Sorry but those actions where clearly sufficient. If all countries had reduced their CO2 emissions like the EU block did, we would be in an excellent state. The reduction needs to keep happening in a steady pace, not have a sudden shift like these extremist environmentalist are calling for.

My issue with those analysis is that they are political, not environmentalist. For instance, if you look at India in those same analysis, you see they are doing great (although having increased they CO2 emissions in 300% and set to soon become the 2nd biggest polluter by a long margin).

In fact that's my issue with this all movement: It seems to take roots in contesting Western Society by using the climate crisis to force major political change in the West by disrupting the all economic output (because this will be what happens if you suddenly break the energy consumption by several %), and then build a society according to the political views of a minority that thinks they know best.

At the same time, that won't stop global warming at all, since the emissions on the West are already the minor part of the global emissions (due to china) and soon will become an even smaller part (due to India).


No, they weren't. They were meant to be a first step of many as part of a sustained programme of international action. We mostly didn't bother, so it's rather academic anyway. We lost the luxury of 30 years of steady incremental managed and subsidised change and now need to apply the emergency brake.

I'm not sure which environmental extremists you are thinking of. Environmental extremists like the UN IPCC - the Intergovernmental Panel on Climate Change, whose current chair is an economist - are contesting Western society by disrupting all economic output? There was me thinking they are working to try and keep the possibility of some economic output by avoiding civilisation crash.

This is not some cliche hair-shirt 70s environmental hippies going overboard on the ganja at peace camp. This is chemists, meteorologists, climatologists and economists, etc appointed by the world's governments. Governments that are, I assume, mostly not seeking a rerun of 1917.

XR want to achieve the IPCC's aims. Nothing more. I see regular people from a diverse mix of very normal backgrounds with regular jobs. I see no reds under the bed.


The EU reduced their emissions by close to 30% in 30 years.
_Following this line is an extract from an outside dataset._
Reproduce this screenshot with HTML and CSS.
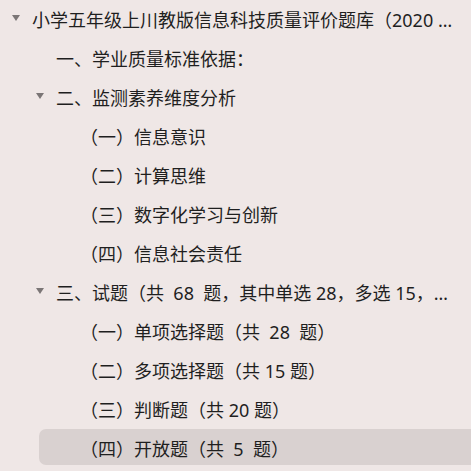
FILE: index.html
```html
<!DOCTYPE html>
<html lang="zh-CN">
<head>
    <meta charset="UTF-8">
    <meta name="viewport" content="width=device-width, initial-scale=1.0">
    <title>目录</title>
    <link rel="stylesheet" href="styles.css">
</head>
<body>
    <ul class="tree">
        <li class="node level-0 open">
            <div class="row"><span class="caret"></span><span class="label">小学五年级上川教版信息科技质量评价题库（2020 版课程标准）</span></div>
            <ul>
                <li class="node level-1">
                    <div class="row"><span class="label">一、学业质量标准依据：</span></div>
                </li>
                <li class="node level-1 open">
                    <div class="row"><span class="caret"></span><span class="label">二、监测素养维度分析</span></div>
                    <ul>
                        <li class="node level-2"><div class="row"><span class="label">（一）信息意识</span></div></li>
                        <li class="node level-2"><div class="row"><span class="label">（二）计算思维</span></div></li>
                        <li class="node level-2"><div class="row"><span class="label">（三）数字化学习与创新</span></div></li>
                        <li class="node level-2"><div class="row"><span class="label">（四）信息社会责任</span></div></li>
                    </ul>
                </li>
                <li class="node level-1 open">
                    <div class="row"><span class="caret"></span><span class="label">三、试题（共  68  题，其中单选 28，多选 15，判断 20，开放 5）</span></div>
                    <ul>
                        <li class="node level-2"><div class="row"><span class="label">（一）单项选择题（共  28  题）</span></div></li>
                        <li class="node level-2"><div class="row"><span class="label">（二）多项选择题（共 15 题）</span></div></li>
                        <li class="node level-2"><div class="row"><span class="label">（三）判断题（共 20 题）</span></div></li>
                        <li class="node level-2 active"><div class="row"><span class="label">（四）开放题（共  5  题）</span></div></li>
                    </ul>
                </li>
            </ul>
        </li>
    </ul>
</body>
</html>
```

FILE: styles.css
```css
html, body {
    margin: 0;
    padding: 0;
    background-color: #efe7e6;
}
body {
    font-family: "Noto Sans", "Noto Sans CJK SC", sans-serif;
    font-size: 18px;
    color: #1f1f1f;
    overflow: hidden;
}
.tree, .tree ul {
    list-style: none;
    margin: 0;
    padding: 0;
}
.tree ul {
    margin-top: 3px;
    display: flex;
    flex-direction: column;
    gap: 3px;
}
.row {
    height: 36px;
    display: flex;
    align-items: center;
    white-space: pre;
    padding-right: 14px;
}
.label {
    overflow: hidden;
    text-overflow: ellipsis;
    padding-top: 2px;
}
.caret {
    width: 0;
    height: 0;
    border-left: 4px solid transparent;
    border-right: 4px solid transparent;
    border-top: 6px solid #7b7676;
    margin-right: 12px;
    flex: none;
}
.level-0 > .row { padding-left: 32px; }
.level-1 > .row { padding-left: 56px; }
.level-2 > .row { padding-left: 80px; }
.level-0.open > .row { padding-left: 12px; }
.level-1.open > .row { padding-left: 36px; }
.active > .row {
    background-color: #d9d1d0;
    border-radius: 7px;
    margin-left: 39px;
    margin-right: -10px;
    padding-left: 41px;
}
```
These actions were obviously sufficient. Problem is that only the EU (what what are now the EU members) took the effort. The EU should be praised as an example and instead we have a bunch of environmentalist extremists shutting down airports here with drones.


You made a similar point about China in one of the other siblings. But now you've expanded it to the point where you're contradicting yourself.

On the one hand, you're saying that trying to tackle climate change in the UK is pointless because China is contributing the lion's share of CO2. But then on the other hand you're equating the climate change crisis to crises that have come before and were proven to be exaggerated scenarios.

It might be worth you stating where you stand on climate change, otherwise I'm not really sure what points you're actually trying to make.


No there is nothing contradictory, the points are simple:

1: These catastrophic scenarios have historically been great exaggerations of reality.

2: The major culprit at the moment, by a long margin, is China, while the EU has actually a very good track in reducing CO2 emissions.


Okay, thanks for restating.

1. Yep, I somewhat agree. So can you please clarify your stance as to whether the current climate change situation is another example?

2. Yep, and I sincerely hope China also pulls their heads out of their collective asses. However, the UK is also not out of the woods yet [1]. Just because China has a long way to go doesn't mean any other country should be easing off the gas pedal (terrible pun, hope you'll forgive me).

[1]: https://ec.europa.eu/eurostat/documents/2995521/9779945/8-08...


My stance on the current global warming is that it is real and that it is serious, but not nearly as catastrophic as the media and these more extremist environmentalists, present it.

i.e. If all other countries would go on a steady course of diminishing their emissions for about 1%/year like the EU has been doing for the past 3 decades, the problem will be addressed.


> Did you though the same when we were told that in 20 year the Earth would be unhabitable due to the holes in the ozone layer

Yeah, it's really strange that a planetary risk doesn't come to pass when society reacts swiftly and does what science recommends them to do (i.e. banning CFCs, which the world did in the Montreal treaty).


When counteracting what I said, you conveniently left aside:

1: The part where we, at the time, were told that the hole would take hundreds of years to close: It didn't. (Pear Reviewed article from 1996: https://www.nap.edu/read/9042/chapter/1#6)

2: China is still producing those CFCs: https://www.bbc.com/news/science-environment-44738952


So what you're saying is, the fact we were wrong about how long it would take to recover proves that the whole thing was a farce? Your data says nothing to counter whether the ozone hole was actually a major problem (spoiler: it was).

The fact that China is flaunting the rules the international community agreed on means what, exactly? The undeniable fact is the ozone hole did NOT continue to grow, because the majority of the world halted their use of CFCs. And wouldn't you know it, when we stopped using CFCs we stopped fucking up our ozone!


> So what you're saying is, the fact we were wrong about how long it would take to recover proves that the whole thing was a farce?

It proves the all thing was an exaggeration.

https://en.wikipedia.org/wiki/The_Boy_Who_Cried_Wolf


Sure, there's been plenty of scares in the past. Many of them even seemed extremely legitimate and had plenty of esteemed voices behind them.

But let's not talk in the abstract here. We're talking about climate change now. In 2019. And I believe very strongly that our planet is going through unprecedented changes that are caused by human activity. Those changes will result in suffering for a huge number of fellow members of my beloved species.

If you don't believe the same things I do, that's cool. I truly hope I'm wrong and you're right.